Mapping ambivalence: Exploring the geographies of community change and rails-to-trails development using photo-based Q method and PPGIS

As the literature on trail development suggests, recreational trail projects can generate conflicts and controversies, particularly when built on abandoned rail corridors through developed areas. These conflicts are often understood as “not in my back yard” (NIMBY) reactions, suggesting a spatial proximity to conflict which increases as one draws closer to the proposed trail. This research seeks to understand local residents’ perceptions and reactions to recreational trail development in the City of Delaware (Ohio, USA). It addresses two spatially infused questions: Does the potential for conflict related to trail development increase as people live closer to a potential trail (the NIMBY factor)?
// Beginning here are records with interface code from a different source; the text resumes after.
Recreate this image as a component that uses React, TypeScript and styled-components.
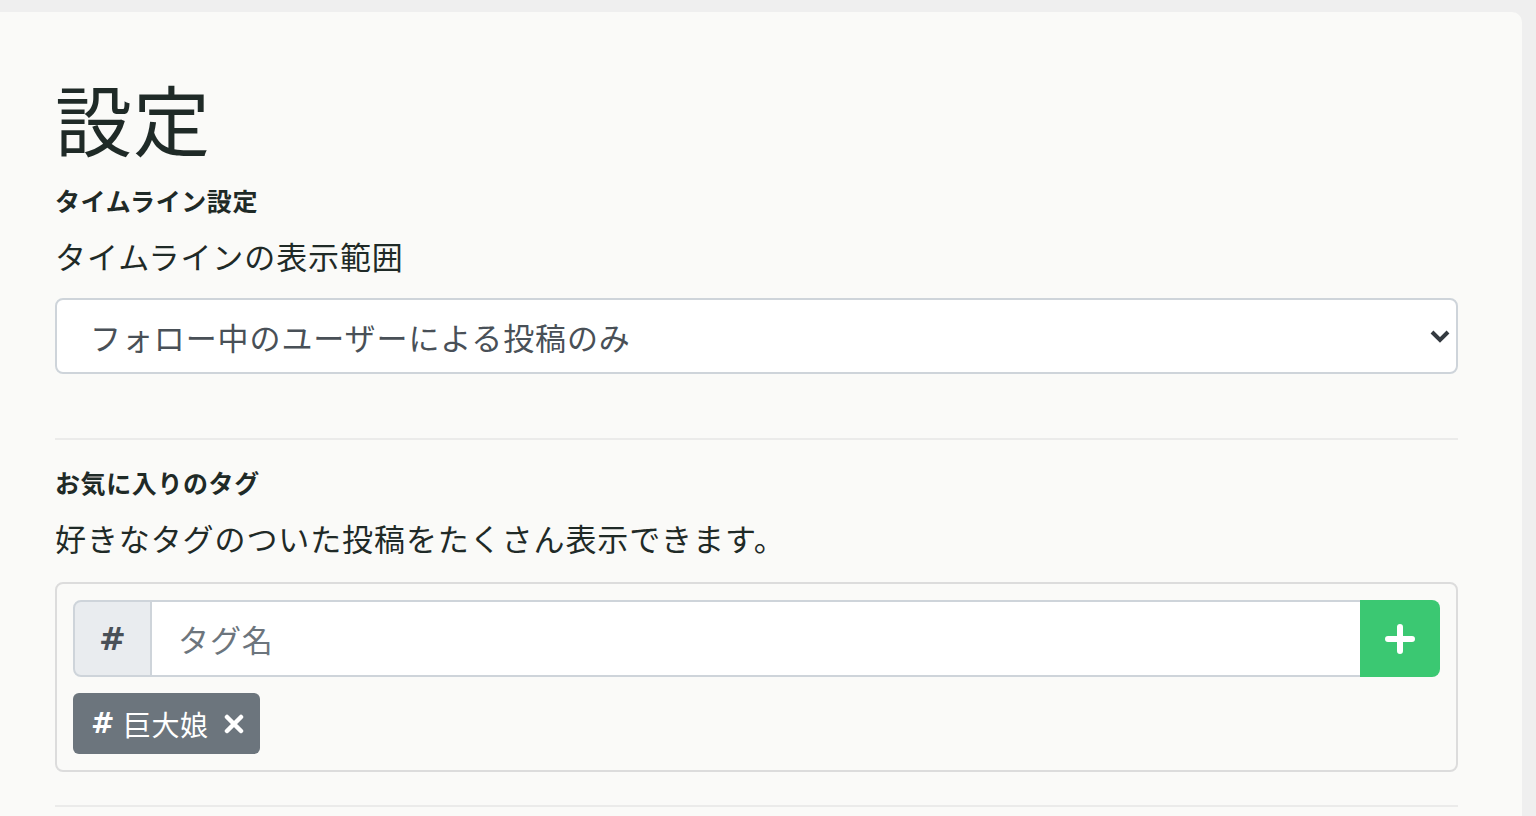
import React, { FC } from "react";
import styled, { createGlobalStyle } from "styled-components";

const GlobalStyle = createGlobalStyle`
  html, body {
    margin: 0;
    padding: 0;
    background: #efefef;
    font-family: "Noto Sans CJK JP", "Noto Sans", sans-serif;
    color: #1f2a27;
  }
`;

const Page = styled.div`
  padding-top: 12px;
  height: 804px;
  overflow: hidden;
`;

const Card = styled.main`
  width: 1522px;
  box-sizing: border-box;
  min-height: 820px;
  background: #fafaf8;
  border-radius: 0 10px 0 0;
  padding: 60px 64px 0 55px;
`;

const Heading = styled.h1`
  margin: 0;
  font-size: 77px;
  line-height: 91px;
  font-weight: 400;
  letter-spacing: 1px;
  color: #1f2a27;
`;

const SectionTitle = styled.h2<{ $top: number }>`
  margin: ${p => p.$top}px 0 0;
  font-size: 25px;
  line-height: 36px;
  font-weight: 700;
  letter-spacing: 0.6px;
  color: #1f2a27;
`;

const Description = styled.p`
  margin: 16px 0 0;
  font-size: 31px;
  line-height: 44px;
  letter-spacing: 0.9px;
  color: #1f2a27;
`;

const SelectWrapper = styled.div`
  position: relative;
  margin-top: 20px;
`;

const Select = styled.select`
  display: block;
  width: 100%;
  height: 76px;
  box-sizing: border-box;
  appearance: none;
  background: #fff;
  border: 2px solid #ced4da;
  border-radius: 8px;
  padding: 0 60px 0 33px;
  font-family: inherit;
  font-size: 31px;
  letter-spacing: 0.9px;
  color: #495057;
  outline: none;
`;

const Chevron = styled.svg`
  position: absolute;
  right: 8px;
  top: 31px;
  width: 20px;
  height: 14px;
  pointer-events: none;
`;

const Divider = styled.hr<{ $top: number }>`
  margin: ${p => p.$top}px 0 0;
  border: none;
  border-top: 2px solid #ebebea;
`;

const TagBox = styled.div`
  margin-top: 22px;
  border: 2px solid #dcdcdc;
  border-radius: 8px;
  padding: 16px;
  display: flex;
  flex-direction: column;
  gap: 16px;
`;

const InputGroup = styled.div`
  display: flex;
  height: 77px;
`;

const Addon = styled.span`
  width: 79px;
  box-sizing: border-box;
  display: flex;
  align-items: center;
  justify-content: center;
  background: #e9ecef;
  border: 2px solid #ced4da;
  border-radius: 8px 0 0 8px;
  font-family: "DejaVu Sans", sans-serif;
  font-size: 32px;
  font-weight: 700;
  color: #495057;
`;

const TagInput = styled.input`
  flex: 1;
  min-width: 0;
  box-sizing: border-box;
  border: 2px solid #ced4da;
  border-left: none;
  border-right: none;
  background: #fff;
  padding: 0 26px;
  font-family: inherit;
  font-size: 31px;
  letter-spacing: 0.9px;
  color: #495057;
  outline: none;

  &::placeholder {
    color: #6c757d;
  }
`;

const AddButton = styled.button`
  width: 80px;
  border: none;
  border-radius: 0 8px 8px 0;
  background: #3bc872;
  display: flex;
  align-items: center;
  justify-content: center;
  cursor: pointer;
`;

const TagList = styled.div`
  display: flex;
  gap: 10px;
`;

const Chip = styled.span`
  height: 61px;
  box-sizing: border-box;
  display: inline-flex;
  align-items: center;
  padding: 0 16px 0 18px;
  background: #6c757d;
  border-radius: 6px;
  color: #fff;
  font-size: 28px;
  letter-spacing: 0.5px;
`;

const ChipHash = styled.span`
  font-family: "DejaVu Sans", sans-serif;
  font-weight: 700;
  font-size: 28px;
  margin-right: 8px;
`;

const ChipRemove = styled.svg`
  margin-left: 16px;
  width: 20px;
  height: 20px;
`;

const tags = ["巨大娘"];

const App: FC = () => {
  return (
    <Page>
      <GlobalStyle />
      <Card>
        <Heading>設定</Heading>

        <SectionTitle $top={19}>タイムライン設定</SectionTitle>
        <Description>タイムラインの表示範囲</Description>
        <SelectWrapper>
          <Select defaultValue="follow">
            <option value="follow">フォロー中のユーザーによる投稿のみ</option>
            <option value="all">すべての投稿</option>
          </Select>
          <Chevron viewBox="0 0 20 14">
            <path
              d="M2 3 L10 11 L18 3"
              fill="none"
              stroke="#343a40"
              strokeWidth="4"
            />
          </Chevron>
        </SelectWrapper>

        <Divider $top={64} />

        <SectionTitle $top={24}>お気に入りのタグ</SectionTitle>
        <Description>好きなタグのついた投稿をたくさん表示できます。</Description>
        <TagBox>
          <InputGroup>
            <Addon>#</Addon>
            <TagInput placeholder="タグ名" />
            <AddButton aria-label="追加">
              <svg width="30" height="30" viewBox="0 0 30 30">
                <path
                  d="M15 3 V27 M3 15 H27"
                  stroke="#fff"
                  strokeWidth="6"
                  strokeLinecap="round"
                />
              </svg>
            </AddButton>
          </InputGroup>
          <TagList>
            {tags.map(tag => (
              <Chip key={tag}>
                <ChipHash>#</ChipHash>
                {tag}
                <ChipRemove viewBox="0 0 20 20">
                  <path
                    d="M3 3 L17 17 M17 3 L3 17"
                    stroke="#fff"
                    strokeWidth="4.5"
                    strokeLinecap="round"
                  />
                </ChipRemove>
              </Chip>
            ))}
          </TagList>
        </TagBox>

        <Divider $top={33} />
      </Card>
    </Page>
  );
};

export default App;
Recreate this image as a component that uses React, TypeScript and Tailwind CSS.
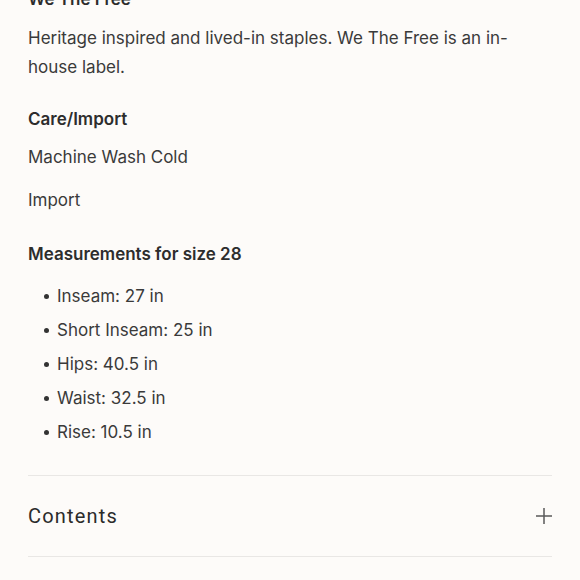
const measurements = [
  "Inseam: 27 in",
  "Short Inseam: 25 in",
  "Hips: 40.5 in",
  "Waist: 32.5 in",
  "Rise: 10.5 in",
];

export default function App() {
  return (
    <div className="h-[580px] w-[580px] overflow-hidden bg-[#fdfbf9] font-['Inter',sans-serif] text-[#2d2d2d]">
      <div className="-mt-[13px] px-[28px]">
        <h3 className="text-[17px] font-semibold leading-[24px]">We The Free</h3>
        <p className="mt-[12.5px] text-[17px] leading-[29px] text-[#3a3a3a]">
          Heritage inspired and lived-in staples. We The Free is an in-house label.
        </p>

        <h3 className="mt-[25px] text-[17px] font-semibold leading-[24px]">Care/Import</h3>
        <p className="mt-[12.5px] text-[17px] leading-[29px] text-[#3a3a3a]">Machine Wash Cold</p>
        <p className="mt-[14px] text-[17px] leading-[29px] text-[#3a3a3a]">Import</p>

        <h3 className="mt-[26.5px] text-[17px] font-semibold leading-[24px]">
          Measurements for size 28
        </h3>
        <ul className="mt-[16.5px] flex flex-col gap-[5px]">
          {measurements.map((m) => (
            <li key={m} className="flex items-center text-[17px] leading-[29px] text-[#3a3a3a]">
              <span className="ml-[16px] mr-[8px] h-[5px] w-[5px] rounded-full bg-[#333]" />
              {m}
            </li>
          ))}
        </ul>

        <div className="mt-[27.5px] border-y border-[#e9e7e5]">
          <button className="flex h-[80px] w-full items-center justify-between">
            <span className="font-['Roboto',sans-serif] text-[20px] tracking-[0.06em] text-[#2b2b2b]">
              Contents
            </span>
            <svg width="16" height="16" viewBox="0 0 16 16" className="mr-[0px]" aria-hidden>
              <path d="M8 0v16M0 8h16" stroke="#5a5a5a" strokeWidth="1.5" fill="none" />
            </svg>
          </button>
        </div>
      </div>
    </div>
  );
}
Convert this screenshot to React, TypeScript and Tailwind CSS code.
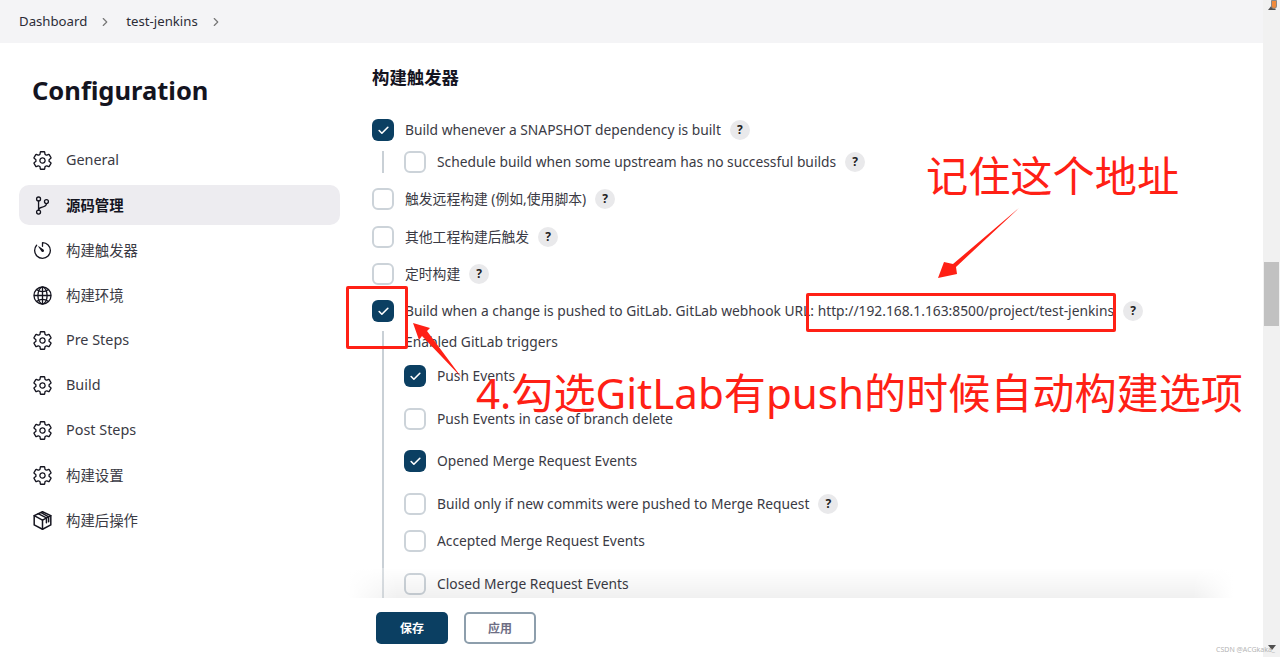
import { Check, ChevronRight } from "lucide-react";
import {
  IoSettingsOutline,
  IoGitBranchOutline,
  IoTimerOutline,
  IoGlobeOutline,
} from "react-icons/io5";
import type { ReactNode } from "react";

function BoxIcon() {
  return (
    <svg width="21" height="21" viewBox="0 0 24 24" fill="none" stroke="currentColor" strokeWidth="1.7" strokeLinejoin="round" strokeLinecap="round">
      <path d="M12 2 21.5 6.5V17L12 22 2.5 17V6.5Z" />
      <path d="M2.5 6.5 12 11.5 21.5 6.5" />
      <path d="M12 11.5V22" />
      <path d="M7 4.2 16.5 9V14.5" />
      <path d="M10.5 3 19 7.8V13.5" />
    </svg>
  );
}

const NAV = [
  { label: "General", latin: true, icon: <IoSettingsOutline size={21} /> },
  { label: "源码管理", icon: <IoGitBranchOutline size={21} />, active: true },
  { label: "构建触发器", icon: <IoTimerOutline size={21} /> },
  { label: "构建环境", icon: <IoGlobeOutline size={21} /> },
  { label: "Pre Steps", latin: true, icon: <IoSettingsOutline size={21} /> },
  { label: "Build", latin: true, icon: <IoSettingsOutline size={21} /> },
  { label: "Post Steps", latin: true, icon: <IoSettingsOutline size={21} /> },
  { label: "构建设置", icon: <IoSettingsOutline size={21} /> },
  { label: "构建后操作", icon: <BoxIcon /> },
];

function Help() {
  return (
    <span className="ml-[9px] flex h-[20px] w-[20px] shrink-0 items-center justify-center rounded-full bg-[#e9e9eb] text-[12px] font-bold text-[#222]">
      ?
    </span>
  );
}

function Row({
  label,
  checked,
  help,
  className,
}: {
  label: ReactNode;
  checked?: boolean;
  help?: boolean;
  className?: string;
}) {
  return (
    <div className={`flex h-[22px] items-center ${className ?? ""}`}>
      <span
        className={`flex h-[22px] w-[22px] shrink-0 items-center justify-center rounded-[6px] ${
          checked ? "bg-[#0b3f62] text-white" : "border-2 border-[#ccd3d9] bg-white"
        }`}
      >
        {checked && <Check size={13} strokeWidth={3} />}
      </span>
      <span className="ml-[11px] whitespace-nowrap text-[13.8px] leading-[22px] text-[#3a3a44]">{label}</span>
      {help && <Help />}
    </div>
  );
}

export default function App() {
  return (
    <div
      className="relative flex h-[657px] w-[1280px] overflow-hidden bg-white text-[#14141f]"
      style={{ fontFamily: '"Noto Sans", "Noto Sans CJK SC", sans-serif' }}
    >
      <div className="flex min-w-0 flex-1 flex-col">
        {/* Breadcrumb */}
        <div className="flex h-[43px] shrink-0 items-center bg-[#f4f4f6] pl-[19px] text-[13.2px] text-[#2c2c36]">
          <span>Dashboard</span>
          <ChevronRight size={14} className="ml-[11px] text-[#777]" />
          <span className="ml-[14px]">test-jenkins</span>
          <ChevronRight size={14} className="ml-[11px] text-[#777]" />
        </div>

        <div className="relative flex min-h-0 flex-1">
          {/* Sidebar */}
          <div className="w-[372px] shrink-0 pl-[19px]">
            <h1 className="mt-[29px] pl-[13px] text-[25.5px] font-bold leading-[37px] text-[#14141f]">
              Configuration
            </h1>
            <div className="mt-[31px] flex w-[321px] flex-col gap-[5px]">
              {NAV.map((item) => (
                <div
                  key={item.label}
                  className={`flex h-[40px] items-center rounded-[10px] pl-[13px] text-[14.4px] ${
                    item.active ? "bg-[#edecf0] font-bold text-[#14141f]" : "text-[#3a3a44]"
                  }`}
                >
                  <span className="flex w-[21px] justify-center text-[#14141f]">{item.icon}</span>
                  <span className={item.latin ? "ml-[13px]" : "ml-[13px] mt-[1px]"}>{item.label}</span>
                </div>
              ))}
            </div>
          </div>

          {/* Form */}
          <div className="min-w-0 flex-1 overflow-hidden">
            <h2 className="mt-[22px] text-[17.4px] font-bold leading-[24px] text-[#14141f]">构建触发器</h2>
            <Row className="mt-[30px]" checked label="Build whenever a SNAPSHOT dependency is built" help />
            <div className="ml-[10px] mt-[10px] border-l-2 border-[#c9d0d6] pl-[20px]">
              <Row label="Schedule build when some upstream has no successful builds" help />
            </div>
            <Row className="mt-[15px]" label="触发远程构建 (例如,使用脚本)" help />
            <Row className="mt-[16px]" label="其他工程构建后触发" help />
            <Row className="mt-[15px]" label="定时构建" help />
            <Row
              className="mt-[15px]"
              checked
              label="Build when a change is pushed to GitLab. GitLab webhook URL: http://192.168.1.163:8500/project/test-jenkins"
              help
            />
            <div className="ml-[10px] mt-[9px] border-l-2 border-[#c9d0d6] pb-[80px] pl-[20px]">
              <div className="flex h-[22px] items-center pl-[1px] text-[13.8px] leading-[22px] text-[#3a3a44]">Enabled GitLab triggers</div>
              <Row className="mt-[12px]" checked label="Push Events" />
              <Row className="mt-[21px]" label="Push Events in case of branch delete" />
              <Row className="mt-[20px]" checked label="Opened Merge Request Events" />
              <Row className="mt-[21px]" label="Build only if new commits were pushed to Merge Request" help />
              <Row className="mt-[15px]" label="Accepted Merge Request Events" />
              <Row className="mt-[21px]" label="Closed Merge Request Events" />
            </div>
          </div>

          {/* Sticky save bar */}
          <div className="absolute bottom-0 left-[348px] right-[30px] h-[59px] bg-white">
            <div className="absolute bottom-full left-0 right-0 h-[30px] bg-gradient-to-t from-[#0000000f] to-transparent">
              <div className="absolute bottom-0 left-0 top-0 w-[50px] bg-gradient-to-r from-white to-transparent" />
              <div className="absolute bottom-0 right-0 top-0 w-[40px] bg-gradient-to-l from-white to-transparent" />
            </div>
            <div className="flex gap-[16px] pl-[28px] pt-[14px]">
              <button className="h-[32px] w-[72px] rounded-[5px] bg-[#0b3f62] pt-[2px] text-[12px] font-bold text-white">保存</button>
              <button className="h-[32px] w-[72px] rounded-[5px] border-2 border-[#8d9eac] bg-white pt-[1px] text-[12px] font-bold text-[#6e6e85]">应用</button>
            </div>
          </div>
        </div>
      </div>

      {/* Scrollbar */}
      <div className="flex w-[17px] shrink-0 flex-col items-center bg-[#f1f1f1]">
        <div className="mt-[5px] h-0 w-0 border-x-[4px] border-b-[5px] border-x-transparent border-b-[#505050]" />
        <div className="mt-[252px] h-[64px] w-[15px] bg-[#c1c1c1]" />
        <div className="mt-[319px] h-0 w-0 border-x-[4px] border-t-[5px] border-x-transparent border-t-[#505050]" />
      </div>

      {/* Annotations drawn over the screenshot */}
      <div className="absolute left-[346px] top-[286px] h-[63px] w-[62px] rounded-[2px] border-[3px] border-[#ff2015]" />
      <div className="absolute left-[806px] top-[293px] h-[39px] w-[310px] rounded-[2px] border-[3px] border-[#ff2015]" />
      <div className="absolute left-[926px] top-[148px] whitespace-nowrap text-[42.2px] leading-[56px] text-[#ff2015]">记住这个地址</div>
      <div className="absolute left-[476px] top-[365px] whitespace-nowrap text-[42.1px] leading-[56px] text-[#ff2015]">4.勾选GitLab有push的时候自动构建选项</div>
      <svg className="pointer-events-none absolute left-0 top-0" width="1280" height="657">
        <polygon points="1019,208 953,264 944,262 938,278 957,274 956,267" fill="#ff2015" />
        <polygon points="462,378 427,331 430,328 413,323 419,340 422,336" fill="#ff2015" />
      </svg>
      <div className="absolute left-[1216px] top-[645px] whitespace-nowrap text-[7px] leading-[9px] text-[#b5b5b5]">CSDN @ACGkaka_</div>
      <div className="absolute left-[1271px] top-0 h-[9px] w-[6px] rounded-b-[3px] border border-[#888] bg-[#f08a3c]" />
    </div>
  );
}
Can important qualitative factors about favorable and unfavorable land uses including potential recreational trail sites be defined using a participatory methodology and then represented in GIS? The study used a mixed-method approach to collect and analyze qualitative data from a group of local residents. Each participant was interviewed and asked to sort 19 pictures related to trail development. After each of the sorts, participants were asked to explain why they ranked the pictures the way they did. Results of the picture sorts were then analyzed using Q method and mapped with GIS. The results show that spatial proximity matters in the context of trail development and potential NIMBY reactions to trails. Significant differences were found in the picture sorts that reveal the importance of proximity and location, although in a manner contrary to the assumptions in the writings on rails-to-trails. Through combining qualitative methods, Q analysis and PPGIS analysis, the research shows that qualitative place-based studies are capable of generating insights about the complexities of situated geographic change such as recreational trail development.